SELL their cars for scrap metal.
That’s what former Queensland attorney-general and State Member for Kawana Jarrod Bleijie believes should happen to drivers clocked driving at eye-watering speeds on the Bruce Hwy on Christmas Day.
One driver was nabbed by police doing 190kmh in a 110kmh zone at Glasshouse Mountains while another was recorded as going 179kmh in a 110k/h zone at Landsborough.
The two were among almost 1600 caught speeding over the Christmas weekend and Mr Bleijie, who along with his colleagues in the former Newman government, helped bring in what had been hailed as the nation’s toughest anti-hooning laws, said he was dumbfounded by the offences.
“As a local resident and Member of Parliament with three young kids it sickens me to hear stories that someone could be so foolish and such an idiot to drive to that speed… and my personal view is these people should have their cars confiscated and sold for scrap metal,” Mr Bleijie said.

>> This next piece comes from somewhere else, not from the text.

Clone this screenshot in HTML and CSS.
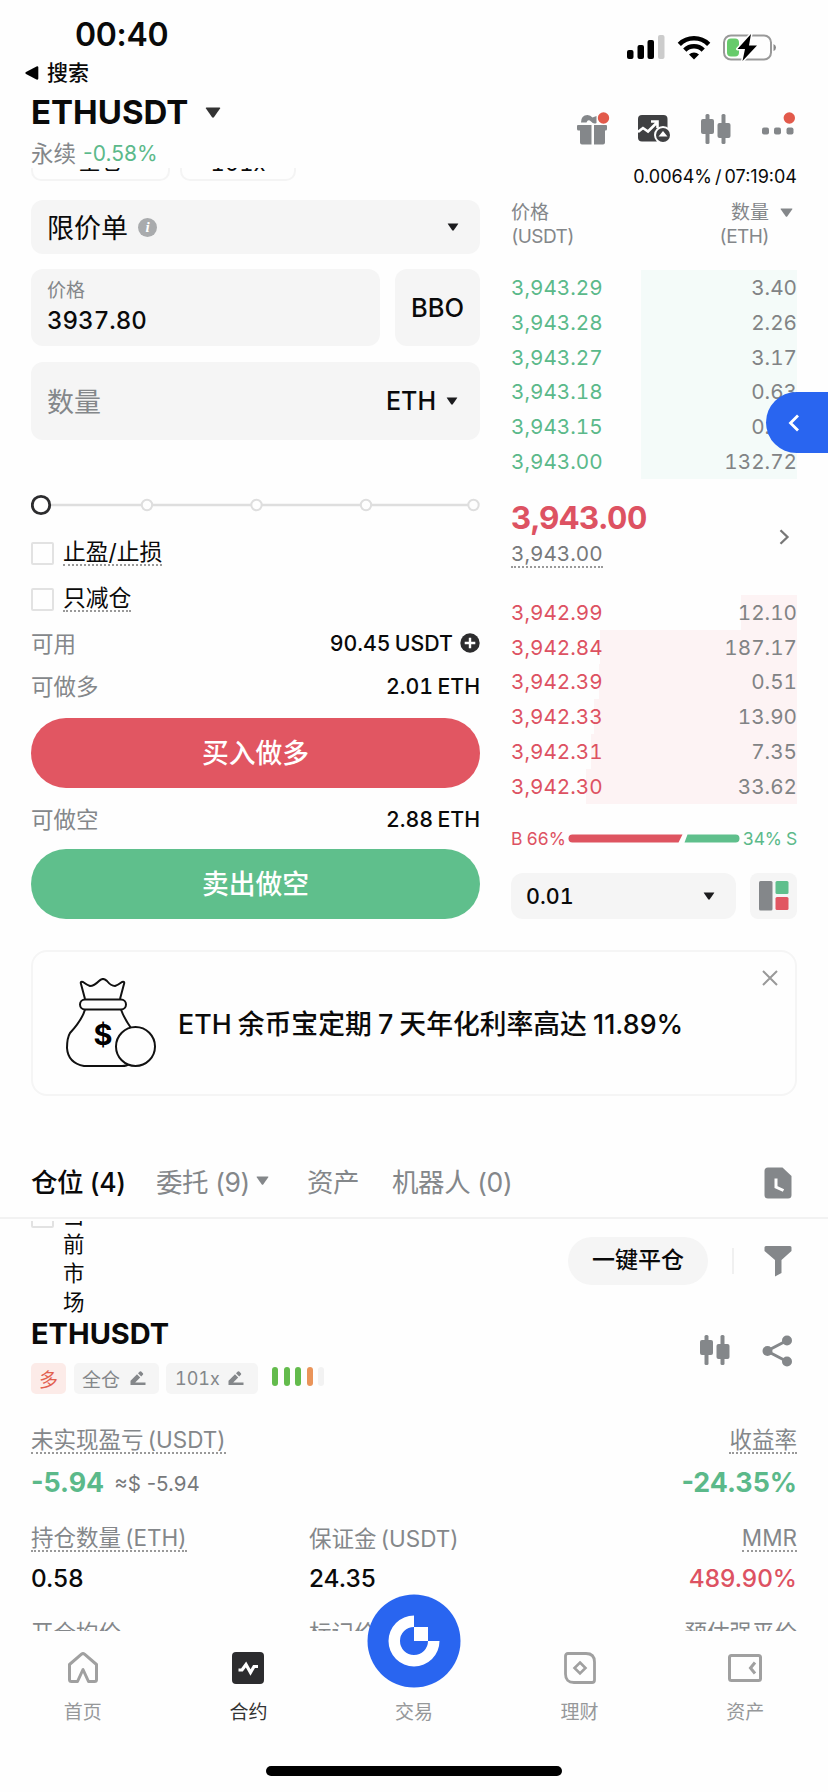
FILE: index.html
```html
<!DOCTYPE html>
<html lang="zh-CN">
<head>
<meta charset="utf-8">
<title>ETHUSDT 永续</title>
<link rel="stylesheet" href="styles.css">
</head>
<body>
<svg class="defs" width="0" height="0">
  <symbol id="tri" viewBox="0 0 14 10"><path d="M1 0.5h12q1 0 .4 .9L8 9.200q-1 1.200-2 0L.6 1.400Q0 .5 1 .5z" fill="currentColor"/></symbol>
  <symbol id="candles" viewBox="0 0 30 30"><g fill="currentColor"><rect x="4.500" y="0" width="4" height="30" rx="1.500"/><rect x="0" y="5" width="13" height="15" rx="2"/><rect x="20.500" y="0" width="4" height="30" rx="1.500"/><rect x="16.500" y="9" width="13" height="15" rx="2"/></g></symbol>
  <symbol id="pencil" viewBox="0 0 16 15"><path d="M.5 12.500V9.800L7 3.300l3.200 3.200-5 5H15.500V14H.5zM8 2.300 9.800.6q.7-.6 1.400 0l1.700 1.700q.7.7 0 1.400L11.200 5.500z" fill="currentColor"/></symbol>
</svg>
<div class="screen">
  <div class="status">
    <span class="time">00:40</span>
    <div class="status-icons">
      <svg width="38" height="24" viewBox="0 0 38 24"><rect x="0" y="15" width="6.500" height="9" rx="2"/><rect x="10.500" y="10" width="6.500" height="14" rx="2"/><rect x="20.500" y="5" width="6.500" height="19" rx="2"/><rect x="31" y="0" width="6.500" height="24" rx="2" fill="#ccc"/></svg>
      <svg width="34" height="25" viewBox="0 0 34 25"><g fill="none" stroke="#000" stroke-width="4.600"><path d="M2.300 9.300a21 21 0 0 1 29.400 0"/><path d="M7.800 15a13 13 0 0 1 18.400 0"/></g><path d="M17 24.500l-5-5a7.200 7.200 0 0 1 10 0z"/></svg>
      <svg width="54" height="27" viewBox="0 0 54 27"><rect x="1" y="1.500" width="47" height="24" rx="7" fill="none" stroke="#999" stroke-width="2"/><path d="M50.500 10v7q2.500-1 2.500-3.500t-2.500-3.500z" fill="#888"/><rect x="4" y="4.500" width="12" height="18" rx="4" fill="#67cb6b"/><path d="M28 0 14.500 15H22l-2.500 12L34 11.500h-8z" stroke="#fefefe" stroke-width="3" paint-order="stroke" stroke-linejoin="round"/></svg>
    </div>
  </div>
  <div class="back"><svg width="14" height="14" viewBox="0 0 14 14"><path d="M1 6Q-.3 7 1 8l10.500 5.600q1.800.6 1.800-1V1.400q0-1.600-1.800-1z"/></svg><span>搜索</span></div>

  <header class="header">
    <div class="head-left">
      <div class="pair"><span class="symbol">ETHUSDT</span><svg class="c-dark" width="16" height="11"><use href="#tri"/></svg></div>
      <div class="perp"><span>永续</span><span class="pct">-0.58%</span></div>
    </div>
    <div class="head-icons">
      <svg width="34" height="34" viewBox="0 0 34 34"><g fill="#84878a"><path d="M1 13h13.500v19.500H5q-2 0-2-2V18.500H1.500Q0 18.500 0 17v-3q0-1 1-1zM17 13h12q1 0 1 1v3q0 1.500-1.500 1.500H28v12q0 2-2 2h-9z"/><path d="M4 10.500q0-7.500 6.500-7.500 3 0 5 2.500l4-1.500v7q-3 1.500-5.500-1.500Q11 6.500 9.500 10.500z"/></g><circle cx="26.500" cy="6" r="5.700" fill="#e25a4b"/></svg>
      <svg class="g1" width="34" height="28" viewBox="0 0 34 28"><rect x="0" y="0" width="29.500" height="26.500" rx="4" fill="#3f4042"/><path d="M0 17l5-4 5 3.500 9-9M13 6.500h6.500V13" fill="none" stroke="#fff" stroke-width="2.600"/><circle cx="25" cy="20" r="9" fill="#fefefe"/><circle cx="25" cy="20" r="7" fill="#3f4042"/><path d="M25 16l4.500 5.500h-9z" fill="#fff"/></svg>
      <svg class="g2 c-gray" width="30" height="30"><use href="#candles"/></svg>
      <svg class="g3" width="34" height="34" viewBox="0 0 34 34"><g fill="#84878a"><rect x="0" y="15.500" width="7" height="7" rx="2"/><rect x="12" y="15.500" width="7" height="7" rx="2"/><rect x="24.500" y="15.500" width="7" height="7" rx="2"/></g><circle cx="27.300" cy="6" r="5.700" fill="#e25a4b"/></svg>
    </div>
  </header>

  <div class="trade">
    <section class="form">
      <div class="chips"><span class="chip chip-a">全仓</span><span class="chip chip-b">101x</span></div>
      <div class="field select"><span class="type">限价单</span><i class="info">i</i><svg class="push c-black" width="12" height="8"><use href="#tri"/></svg></div>
      <div class="price-row">
        <div class="field price"><span class="lbl">价格</span><span class="val">3937.80</span></div>
        <div class="field bbo">BBO</div>
      </div>
      <div class="field amount"><span class="ph">数量</span><span class="unit">ETH</span><svg class="c-black" width="12" height="8"><use href="#tri"/></svg></div>
      <svg class="slider" width="449" height="22" viewBox="0 0 449 22"><path d="M20 11H440" stroke="#dedede" stroke-width="2.500"/><g fill="#fefefe" stroke="#dedede" stroke-width="2"><circle cx="116" cy="11" r="5.200"/><circle cx="225.500" cy="11" r="5.200"/><circle cx="335" cy="11" r="5.200"/><circle cx="442.500" cy="11" r="5.200"/></g><circle cx="10" cy="11" r="8.700" fill="#fefefe" stroke="#2c2c2e" stroke-width="2.800"/></svg>
      <div class="check"><i class="box"></i><span class="dot">止盈/止损</span></div>
      <div class="check"><i class="box"></i><span class="dot">只减仓</span></div>
      <div class="kv avail"><span>可用</span><b>90.45 USDT</b><svg width="20" height="20" viewBox="0 0 20 20"><circle cx="10" cy="10" r="9.700" fill="#2c2c2e"/><path d="M10 4.700v10.600M4.700 10h10.600" stroke="#fff" stroke-width="2.400"/></svg></div>
      <div class="kv long"><span>可做多</span><b>2.01 ETH</b></div>
      <button class="btn buy">买入做多</button>
      <div class="kv short"><span>可做空</span><b>2.88 ETH</b></div>
      <button class="btn sell">卖出做空</button>
    </section>

    <section class="book">
      <div class="funding">0.0064% / 07:19:04</div>
      <div class="book-head">
        <div>价格<br><span class="u">(USDT)</span></div>
        <div class="qty-head"><div>数量<br><span class="u">(ETH)</span></div><svg width="13" height="9"><use href="#tri"/></svg></div>
      </div>
      <div class="rows up">
        <div class="row" style="--w:156px"><span>3,943.29</span><em>3.40</em></div>
        <div class="row" style="--w:156px"><span>3,943.28</span><em>2.26</em></div>
        <div class="row" style="--w:156px"><span>3,943.27</span><em>3.17</em></div>
        <div class="row" style="--w:156px"><span>3,943.18</span><em>0.63</em></div>
        <div class="row" style="--w:156px"><span>3,943.15</span><em>0.15</em></div>
        <div class="row" style="--w:156px"><span>3,943.00</span><em>132.72</em></div>
        <div class="drawer"><svg width="12" height="18" viewBox="0 0 12 18"><path d="M10 1.500 2.500 9l7.500 7.500" fill="none" stroke="#fff" stroke-width="2.800"/></svg></div>
      </div>
      <div class="mid">
        <div><div class="last">3,943.00</div><span class="mark">3,943.00</span></div>
        <svg width="11" height="16" viewBox="0 0 11 16"><path d="M1.500 1.200 8.500 8l-7 6.800" fill="none" stroke="#777" stroke-width="2.300"/></svg>
      </div>
      <div class="rows down">
        <div class="row" style="--w:56px"><span>3,942.99</span><em>12.10</em></div>
        <div class="row" style="--w:197px"><span>3,942.84</span><em>187.17</em></div>
        <div class="row" style="--w:198px"><span>3,942.39</span><em>0.51</em></div>
        <div class="row" style="--w:203px"><span>3,942.33</span><em>13.90</em></div>
        <div class="row" style="--w:206px"><span>3,942.31</span><em>7.35</em></div>
        <div class="row" style="--w:211px"><span>3,942.30</span><em>33.62</em></div>
      </div>
      <div class="ratio"><span class="b">B 66%</span><svg width="172" height="9" viewBox="0 0 172 9"><path d="M4.500.5H114.500L110.500 8.500H4.500a4 4 0 0 1 0-8z" fill="#de5460"/><path d="M119.500.5H167.500a4 4 0 0 1 0 8H116.500z" fill="#5fbf8c"/></svg><span class="s">34% S</span></div>
      <div class="tick">
        <div class="field step"><span>0.01</span><svg class="c-black" width="12" height="8"><use href="#tri"/></svg></div>
        <div class="field layout"><svg width="30" height="30" viewBox="0 0 30 30"><rect x="0" y="0" width="13.500" height="29.500" rx="1.500" fill="#84878a"/><rect x="16.500" y="0" width="13" height="13" rx="1.500" fill="#5fbf8c"/><rect x="16.500" y="16" width="13" height="13" rx="1.500" fill="#e15662"/></svg></div>
      </div>
    </section>
  </div>

  <div class="promo">
    <svg class="bag" width="92" height="90" viewBox="0 0 92 90"><g fill="none" stroke="#111" stroke-width="2" stroke-linejoin="round"><path d="M19 21 15 6q-1-3 2-2 4 3 7 4 4 0 9-5 4-4 8 0 4 5 8 5 3-1 7-4 3-1 2 2L54 21"/><rect x="14" y="21.500" width="46" height="10" rx="5"/><path d="M19 31.500Q16 42 4 55 1 60 1 70q1 15 17 18h38q5 0 7-2M55 31.500Q58 40 65 50"/><circle cx="69.500" cy="68.500" r="19.500" fill="#fefefe"/></g><text x="37" y="67" class="dollar">$</text></svg>
    <span class="promo-text">ETH 余币宝定期 7 天年化利率高达 11.89%</span>
    <svg class="close" width="16" height="16" viewBox="0 0 16 16"><path d="M1 1l14 14M15 1 1 15" stroke="#999" stroke-width="2"/></svg>
  </div>

  <nav class="tabs">
    <span class="tab t1">仓位 (4)</span>
    <span class="tab t2">委托 (9)<svg width="13" height="9"><use href="#tri"/></svg></span>
    <span class="tab t3">资产</span>
    <span class="tab t4">机器人 (0)</span>
    <svg class="push history" width="28" height="32" viewBox="0 0 28 32"><path d="M4 .5H18.500L27.500 9V28q0 3.500-3.500 3.500H4Q.5 31.500.5 28V4Q.5.500 4 .5z" fill="#84878a"/><path d="M12 11.500v8.500l7.500 3.500" fill="none" stroke="#fff" stroke-width="3"/></svg>
  </nav>

  <div class="positions">
    <div class="filter">
      <div class="market"><i class="box"></i><span>当前市场</span></div>
      <span class="pill">一键平仓</span>
      <i class="vline"></i>
      <svg width="28" height="32" viewBox="0 0 28 32"><path d="M2 1H26q1.500 0 1.500 1.500V6L17.500 15V28L11 31.500V15L.5 6V2.500Q.5 1 2 1z" fill="#84878a"/></svg>
    </div>
    <div class="pos-head">
      <div>
        <div class="pos-name">ETHUSDT</div>
        <div class="tags">
          <span class="tag side">多</span>
          <span class="tag mode">全仓<svg width="16" height="15"><use href="#pencil"/></svg></span>
          <span class="tag lev">101x<svg width="16" height="15"><use href="#pencil"/></svg></span>
          <span class="adl"><i></i><i></i><i></i><i class="o"></i><i class="e"></i></span>
        </div>
      </div>
      <div class="pos-icons">
        <svg class="c-gray" width="30" height="30"><use href="#candles"/></svg>
        <svg width="31" height="32" viewBox="0 0 31 32"><path d="M25 5.500 5 16l20 10.500" fill="none" stroke="#84878a" stroke-width="3"/><g fill="#84878a"><circle cx="25" cy="5.500" r="5"/><circle cx="5.500" cy="16" r="5"/><circle cx="25" cy="26.500" r="5"/></g></svg>
      </div>
    </div>
    <div class="cell-row r1"><span class="gray dot">未实现盈亏 (USDT)</span><span class="gray dot right">收益率</span></div>
    <div class="cell-row r2"><span class="pnl">-5.94</span><span class="approx">≈$ -5.94</span><span class="pnl right">-24.35%</span></div>
    <div class="cell-row r3"><span class="c1"><span class="gray dot">持仓数量 (ETH)</span></span><span class="gray">保证金 (USDT)</span><span class="gray dot right">MMR</span></div>
    <div class="cell-row r4"><span class="c1">0.58</span><span>24.35</span><span class="right red">489.90%</span></div>
    <div class="cell-row r5"><span class="gray c1">开仓均价</span><span class="gray">标记价格</span><span class="gray right">预估强平价</span></div>
  </div>

  <footer class="nav">
    <div class="item"><svg width="34" height="34" viewBox="0 0 34 34"><path d="M3.500 13.500 15.500 3.200q1.500-1.200 3 0L30.500 13.500V28.500q0 2-2 2H22.500L17 18.500 11.500 30.500H5.500q-2 0-2-2z" fill="none" stroke="#a0a0a0" stroke-width="3" stroke-linejoin="round"/></svg><span>首页</span></div>
    <div class="item on"><svg width="34" height="34" viewBox="0 0 34 34"><rect x="1" y="1" width="32" height="32" rx="4" fill="#2c2c2e"/><path d="M7.500 19h3.500l4-5.500L19.500 21.500 23 15.500H27" fill="none" stroke="#fff" stroke-width="3.200"/></svg><span>合约</span></div>
    <div class="item"><svg class="orb" width="94" height="94" viewBox="-47 -47 94 94"><circle r="46.500" fill="#2965f0"/><path d="M0-25.500A25.500 25.500 0 1 0 25.500 0H14A14 14 0 1 1 0-14zM0-14H14V0H0z" fill="#fff"/></svg><span class="orb-label">交易</span></div>
    <div class="item"><svg width="34" height="34" viewBox="0 0 34 34"><path d="M5 2.500H23q8.500 0 8.500 8.500V29q0 2.500-2.500 2.500H11Q2.500 31.500 2.500 23V5Q2.500 2.500 5 2.500z" fill="none" stroke="#a0a0a0" stroke-width="2.800"/><path d="M17 11.500l5.500 5.500-5.500 5.500-5.500-5.500z" fill="none" stroke="#a0a0a0" stroke-width="2.600"/></svg><span>理财</span></div>
    <div class="item"><svg width="36" height="34" viewBox="0 0 36 34"><rect x="2.500" y="4.500" width="31" height="25" rx="2" fill="none" stroke="#a0a0a0" stroke-width="3"/><path d="M28 11.500 23.500 17l4.500 5.500" fill="none" stroke="#a0a0a0" stroke-width="3"/></svg><span>资产</span></div>
  </footer>
  <div class="home-bar"><i></i></div>
</div>
</body>
</html>
```
FILE: styles.css
```css
* { box-sizing: border-box; }
body { margin: 0; background: #fefefe; font-family: Inter, "Noto Sans CJK SC", sans-serif; color: #0a0a0a; }
svg { display: block; flex: none; }
i, em { font-style: normal; }
.defs { position: absolute; }
.screen { width: 828px; height: 1792px; overflow: hidden; display: flex; flex-direction: column; background: #fefefe; white-space: nowrap; }
.screen > * { flex: none; }
.c-dark { color: #333; } .c-black { color: #1c1c1e; } .c-gray { color: #84878a; }
.push, .right { margin-left: auto; }

.status { height: 62px; display: flex; justify-content: space-between; padding: 15px 51px 0 75px; }
.time { font-size: 32px; line-height: 40px; font-weight: 600; letter-spacing: -.3px; }
.status-icons { display: flex; align-items: center; gap: 12px; height: 38px; margin-top: 13px; }
.back { height: 22px; display: flex; align-items: center; gap: 8px; padding-left: 25px; font-size: 21px; line-height: 22px; font-weight: 500; }

.header { height: 84px; display: flex; justify-content: space-between; padding: 8px 31px 0; }
.pair { display: flex; align-items: center; gap: 17px; height: 40px; }
.symbol { font-size: 33px; font-weight: 700; line-height: 40px; }
.perp { display: flex; align-items: center; gap: 7px; height: 30px; margin-top: 7px; font-size: 22.500px; color: #84878a; line-height: 30px; }
.pct { color: #5bb98a; font-size: 21px; }
.head-icons { display: flex; align-items: center; height: 74px; width: 220px; }
.g1 { margin-left: 27px; } .g2 { margin-left: 29px; } .g3 { margin-left: 31px; }

.trade { display: flex; padding: 0 31px; height: 782px; font-variant-numeric: tabular-nums; }
.form { width: 449px; }
.chips { height: 32px; overflow: hidden; display: flex; gap: 10px; }
.chip { height: 48px; margin-top: -35px; border: 2px solid #f4f4f4; border-radius: 10px; font-size: 22px; line-height: 53px; text-align: center; }
.chip-a { width: 139px; } .chip-b { width: 116px; line-height: 56px; }
.field { background: #f5f5f5; border-radius: 12px; display: flex; align-items: center; }
.select { height: 54px; padding: 0 21px 0 16px; font-size: 27px; }
.type { margin-top: -2px; }
.info { width: 19px; height: 19px; border-radius: 50%; background: #a9abad; color: #fff; margin-left: 10px; font: italic bold 15px/19px "Liberation Serif", serif; text-align: center; }
.price-row { display: flex; gap: 15px; margin-top: 15px; height: 77px; }
.price { width: 349px; flex-direction: column; align-items: flex-start; padding: 8px 16px 6px; }
.lbl { font-size: 19px; line-height: 27px; color: #84878a; }
.val { font-size: 24px; line-height: 34px; font-weight: 500; }
.bbo { flex: 1; justify-content: center; font-size: 25.500px; font-weight: 500; }
.amount { height: 78px; margin-top: 16px; padding: 0 22px 0 16px; }
.ph { font-size: 27px; color: #84878a; margin-top: -2px; }
.unit { margin: 0 10px 0 auto; font-size: 25px; font-weight: 500; }
.slider { margin: 54px 0 14px; }
.check { height: 46px; display: flex; align-items: center; gap: 9px; }
.box { width: 23px; height: 23px; border: 2px solid #e2e2e2; border-radius: 2px; flex: none; }
.check .dot { font-size: 22.800px; line-height: 24px; }
.dot { border-bottom: 2px dotted #999; }
.kv { display: flex; align-items: center; font-size: 22.500px; color: #84878a; height: 43px; }
.kv span { margin-top: -2px; }
.kv b { margin-left: auto; font-weight: 500; font-size: 21.300px; color: #0a0a0a; word-spacing: -1.500px; }
.kv svg { margin-left: 7px; }
.avail { margin-top: -1px; }
.btn { display: block; width: 449px; height: 70px; margin: 0; border: 0; border-radius: 35px; color: #fff; font: 500 26.800px/68px Inter, "Noto Sans CJK SC", sans-serif; }
.buy { background: #e15662; margin-top: 11px; }
.sell { background: #5fbf8c; }
.short { height: 61px; }

.book { width: 286px; margin-left: 31px; }
.funding { height: 33px; line-height: 17px; text-align: right; font-size: 18px; word-spacing: -2px; font-variant-numeric: normal; }
.book-head { display: flex; justify-content: space-between; font-size: 19px; line-height: 24px; color: #84878a; height: 69px; }
.u { letter-spacing: -.6px; }
.qty-head { display: flex; gap: 11px; text-align: right; padding-right: 4px; }
.qty-head svg { margin-top: 7px; }
.rows { position: relative; font-size: 20.700px; }
.row { display: flex; justify-content: space-between; height: 34.800px; line-height: 36px; background: linear-gradient(var(--tint), var(--tint)) right top / var(--w) 100% no-repeat; }
.row em { color: #818385; }
.up { --tint: #f4fbf9; color: #5bb98a; }
.down { --tint: #fdf3f4; color: #dd5262; }
.drawer { position: absolute; right: -31px; top: 122px; width: 62px; height: 61px; border-radius: 31px 0 0 31px; background: #2965f0; display: flex; align-items: center; padding-left: 22px; }
.mid { display: flex; justify-content: space-between; align-items: center; height: 116px; padding: 0 7px 0 0; }
.last { color: #dd5262; font-size: 31.500px; font-weight: 700; line-height: 40px; letter-spacing: -.4px; margin-top: -8px; }
.mark { display: inline-block; border-bottom: 2px dotted #999; color: #77797b; font-size: 20.700px; line-height: 25px; margin-top: 3px; }
.ratio { display: flex; align-items: center; justify-content: space-between; height: 34px; margin-top: 18px; font-size: 17.500px; letter-spacing: -.3px; }
.ratio .b { color: #dd5262; } .ratio .s { color: #5bb98a; }
.tick { display: flex; justify-content: space-between; margin-top: 17px; height: 46px; }
.step { width: 225px; padding: 0 21px 0 15px; justify-content: space-between; font-size: 21.500px; font-weight: 500; }
.layout { width: 47px; justify-content: center; border-radius: 8px; }

.promo { margin: 0 31px; height: 146px; border: 2px solid #f5f5f5; border-radius: 16px; display: flex; align-items: center; padding: 0 17px 0 33px; }
.dollar { font: 700 29px Inter, sans-serif; text-anchor: middle; }
.promo-text { margin-left: 20px; font-size: 26.800px; font-weight: 500; margin-top: -2px; word-spacing: -1px; }
.close { margin: 0 0 91px auto; }

.tabs { height: 123px; padding: 47px 36px 0 31px; border-bottom: 2px solid #f2f2f2; display: flex; align-items: center; font-size: 26.500px; color: #84878a; }
.tab { display: flex; align-items: center; gap: 6px; letter-spacing: -.4px; }
.history { margin-top: 6px; }
.t1 { color: #0a0a0a; font-weight: 500; width: 125px; }
.t2 { width: 151px; } .t3 { width: 85px; }

.positions { height: 410px; margin-top: 2px; overflow: hidden; padding: 0 31px; }
.filter { display: flex; align-items: center; height: 79px; padding-right: 5px; }
.market { display: flex; gap: 9px; margin-top: -4px; height: 83px; width: 60px; }
.market .box { margin-top: -12px; }
.market span { width: 22px; font-size: 21.500px; line-height: 29px; white-space: normal; margin-top: -16px; }
.pill { margin-left: auto; width: 140px; height: 48px; border-radius: 24px; background: #f5f5f5; text-align: center; font-size: 23px; line-height: 46px; font-weight: 500; }
.vline { width: 2px; height: 26px; background: #f0f0f0; margin: 0 30px 0 24px; }
.pos-head { display: flex; justify-content: space-between; margin-top: 16px; height: 100px; }
.pos-name { font-size: 29px; font-weight: 700; line-height: 36px; }
.tags { display: flex; margin-top: 11px; align-items: center; height: 31px; font-variant-numeric: tabular-nums; }
.tag { display: flex; align-items: center; justify-content: space-between; height: 31px; background: #f5f5f5; border-radius: 5px; font-size: 19px; color: #84878a; }
.side { width: 35px; justify-content: center; background: #fcebe8; color: #e2604f; }
.mode { width: 85px; margin-left: 8px; padding: 0 13px 0 8px; }
.lev { width: 92px; margin-left: 7px; padding: 0 14px 0 9px; font-size: 18px; }
.adl { display: flex; gap: 5.500px; margin: -4px 0 0 14px; }
.adl i { width: 6px; height: 19px; border-radius: 3px; background: #63bb4c; }
.adl .o { background: #ea9459; } .adl .e { background: #f2f2f2; }
.pos-icons { display: flex; gap: 32px; padding: 19px 4px 0 0; align-items: flex-start; }
.cell-row { display: flex; align-items: center; }
.gray { color: #84878a; font-size: 22.500px; line-height: 29px; word-spacing: -2px; }
.gray.dot { line-height: 25px; }
.c1 { width: 278px; }
.c1 .dot { display: inline-block; }
.r1 { height: 40px; margin-top: 4px; }
.r2 { height: 44px; }
.pnl { color: #5bb98a; font-weight: 700; font-size: 26.800px; }
.approx { color: #77797b; font-size: 20.500px; margin-left: 10px; padding-top: 3px; }
.r3 { height: 40px; margin-top: 14px; }
.r4 { height: 44px; font-size: 24.300px; font-weight: 500; margin-top: -2px; }
.red { color: #dd5262; }
.r5 { height: 40px; margin-top: 12px; }

.nav { display: grid; grid-template-columns: repeat(5, 1fr); height: 128px; background: #fefefe; padding-top: 20px; }
.item { display: flex; flex-direction: column; align-items: center; color: #96989a; font-size: 19px; line-height: 26px; position: relative; }
.item span { margin-top: 15px; }
.item .orb-label { margin-top: 49px; }
.orb { position: absolute; top: -57px; left: 50%; margin-left: -47px; }
.on { color: #333; }
.home-bar { flex: 1; padding: 7px 266px 0; }
.home-bar i { display: block; height: 10px; border-radius: 5px; background: #000; }
```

He said if the cars were “decent” he would also like to see them collected and donated or sold off to help charities.
Mr Bleijie said he was proud of the work the LNP had done to crack down on hooning, saying thousands of cars had been confiscated and impounded as a result of the legislation they introduced which created two types of hooning offences and took more than 13,000 vehicles off the streets in the first 12 months.
Type 1 hooning offences, including dangerous or careless driving, promoting or taking part in street races or evading police resulted in the driven vehicle being impounded for 90 days on the first offence, while Type 2 offences increased the scale of punishments increase from the second offence.
Mr Bleijie’s words came on the back of calls from a Sunshine Coast Daily reader to have stricter penalties enforced against drivers under the influence of drug or alcohol or driving at “unacceptably high speed” as a deterrent.
The reader said the cost of policing these crimes and the inconvenience they caused to families of police and public service providers at this time should be paid for by those guilty of the offences, with vehicles impounded and sold for excessive breaches of the law, with the proceeds used to cover the cost of enforcing the law.
“Not only are these law-breakers a danger to themselves and other road users, but they then impact on public services such as emergency hospitals, ambulance and paramedic services, police and traffic investigators that are all paid by taxpayers,” the reader said.
“The cost of these public services should be covered by the perpetrators, whether by sale of assets, garnisheeing wages or deductions from welfare.”
Queensland Main Roads and Road Safety Minister Mark Bailey said tough financial and licence demerit-point penalties were already in place for those who continued to speed or drive dangerously.
He said new measures including double demerit points for repeat mobile-phone offences by drivers had been introduced by the Palaszczuk Government to combat bad driving behaviour after 62 deaths were recorded on Queensland roads in 2015 as a result of speed-related crashes.
The current penalty for speeding more than 40kmh over the limit is a $1137 fine, eight demerit points and a six-month licence suspension.